Trade integration and liberalisation is the initial step towards the higher levels of integration. Trade liberalisation is elimination and reduction of tariff and non-tariff restrictions that enables free flow of goods and services, i.e. import and export between countries (Lee, 2005). Foreign trade exchange and economic growth, as well as development of the common market are increasing with the establishment of the agreement on trade liberalisation. Different studies show positive effects between the trade liberalisation and the accomplishment of economic growth and increase of export (Haririson, 1996; Kneller et al., 2008; Wacziarg & Welch, 2008, Baldwin & Gu, 2004), while other studies contest the connection (Rodriguez & Rodrik, 2000; Yanikkaya, 2003; Jenkins, 1996). The World Bank and the IMF are proponents of the trade liberalisation due to its positive effects. These organisations perceive the beginning of transition in the SEE countries as implementation of the liberalisation of prices and trade. In order to increase the level of economic and political integration and regional trade, the SEE countries are obliged to be the members of the CEFTA (The Central European Free Trade Agreement) until they become the members of the European Union. CEFTA 2006 is today a unique free trade zone between the SEE countries.
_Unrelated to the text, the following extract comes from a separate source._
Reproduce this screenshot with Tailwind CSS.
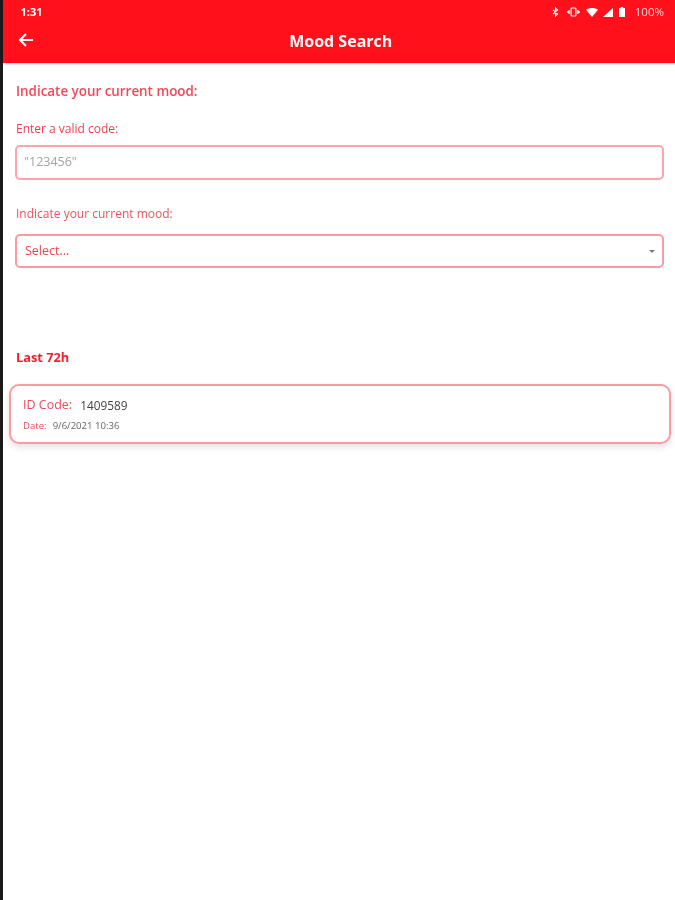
<!DOCTYPE html>
<html lang="en">
<head>
    <meta charset="UTF-8">
    <title>Mood Search</title>
    <script src="https://cdn.jsdelivr.net/npm/@tailwindcss/browser@4"></script>
</head>
<body class="bg-white font-['Open_Sans',sans-serif]">
    <div class="flex h-[900px] w-[675px] overflow-hidden">
        <div class="w-[2.5px] shrink-0 bg-[#1a1a1a]"></div>
        <div class="min-w-0 flex-1 blur-[0.5px]">
            <!-- Barra superior -->
            <header class="h-[63px] bg-[#ff101a] text-white shadow-[0_1px_2px_rgba(0,0,0,0.2)]">
                <div class="flex h-[24px] items-center justify-between pl-[18px] pr-[11px]">
                    <span class="text-[11px] font-bold">1:31</span>
                    <div class="flex items-center gap-[6px] text-[11.5px] text-white/80">
                        <svg width="7" height="10" viewBox="0 0 7 10" fill="none" stroke="white" stroke-width="1.1"><path d="M1 2.8l4.6 4.2-2.1 2V1l2.1 2L1 7.2"/></svg>
                        <svg class="ml-[2px]" width="13" height="10" viewBox="0 0 12 10" fill="none" stroke="white" stroke-width="1.2"><rect x="3.6" y="1" width="4.8" height="8" rx="1"/><path d="M1.6 3v4M0.4 4v2M10.4 3v4M11.6 4v2"/></svg>
                        <svg width="12" height="9" viewBox="0 0 12 9" fill="white"><path d="M0 1.8C3.4-.6 8.6-.6 12 1.8L6 9z"/></svg>
                        <svg class="-ml-[1px]" width="10" height="9" viewBox="0 0 10 9" fill="white"><path d="M10 0v9H0z"/></svg>
                        <svg width="6" height="10" viewBox="0 0 6 10" fill="white"><path d="M1.8 0h2.4v1H6v9H0V1h1.8z"/></svg>
                        <span class="ml-[2px] w-[31px] text-right">100%</span>
                    </div>
                </div>
                <div class="relative flex h-[34px] items-center justify-center">
                    <svg class="absolute left-[15px] top-[8px]" width="16" height="16" viewBox="0 0 16 16" fill="none" stroke="white" stroke-width="2"><path d="M15 8H2M8 2L2 8l6 6"/></svg>
                    <h1 class="pl-[4px] text-[16px] font-bold">Mood Search</h1>
                </div>
            </header>

            <main class="pt-[19px]">
                <div class="pl-[12.5px] pr-[11px]">
                    <h2 class="ml-px text-[13.4px] leading-[18px] font-semibold text-[#f2485a]">Indicate your current mood:</h2>

                    <label class="mt-[21px] ml-px block text-[12px] leading-[16px] text-[#f0404f]">Enter a valid code:</label>
                    <div class="mt-[8px] flex h-[35px] items-center rounded-[5px] border-2 border-[#fda4ac] px-[7px]">
                        <span class="text-[12.5px] text-[#a3a3a3]">"123456"</span>
                    </div>

                    <label class="mt-[26px] ml-px block text-[12px] leading-[16px] text-[#f0505f]">Indicate your current mood:</label>
                    <div class="mt-[12px] flex h-[34px] items-center justify-between rounded-[5px] border-2 border-[#fb9aa3] pl-[8px] pr-[7px]">
                        <span class="text-[12.5px] text-[#f0404f]">Select...</span>
                        <span class="h-0 w-0 border-x-[3px] border-t-[3px] border-x-transparent border-t-[#777]"></span>
                    </div>

                    <h2 class="mt-[80px] ml-px text-[12.8px] leading-[18px] font-bold text-[#f5202f]">Last 72h</h2>
                </div>

                <!-- Tarjeta de registro -->
                <div class="mt-[18px] ml-[6.5px] h-[60px] w-[662px] rounded-[10px] border-2 border-[#fb9aa3] pt-[11px] pl-[12px] shadow-[0_3px_6px_rgba(0,0,0,0.12)]">
                    <div class="flex items-center gap-[8px] leading-[16px]">
                        <span class="text-[12.5px] text-[#f2485a]">ID Code:</span>
                        <span class="text-[11.8px] text-[#444]">1409589</span>
                    </div>
                    <div class="mt-[7px] flex items-center gap-[6px] text-[9.6px] leading-[12px]">
                        <span class="text-[#f2485a]">Date:</span>
                        <span class="text-[#666]">9/6/2021 10:36</span>
                    </div>
                </div>
            </main>
        </div>
    </div>
</body>
</html>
The aim of the paper is to present the effects of trade liberalisation in the SEE countries. The paper will research the volume and structure of export and import between the SEE countries before the accession to CEFTA, as well as the influence of the economic crisis to trade flows between the observed countries. Statistically significant correlation between trade flows and the rate of GDP growth, unemployment rate, public debt and budget deficits will be analysed. Correlation analysis will be used. The results show that export and import between the analysed countries are increased with the accession to CEFTA 2006. The structure of export of the SEE countries is such that raw materials, semifinished products, agricultural products and foodstuff are exported. Such a structure of export is mostly present towards the European Union, while the structure between these countries records some products of higher levels of processing, like industrial products, machines and equipment. With inflow of foreign capital, the structure of export in these countries is being changed and diversified. Serbia has the greatest possibilities since it has the signed agreement on free trade with Russia. However, it is not used sufficiently.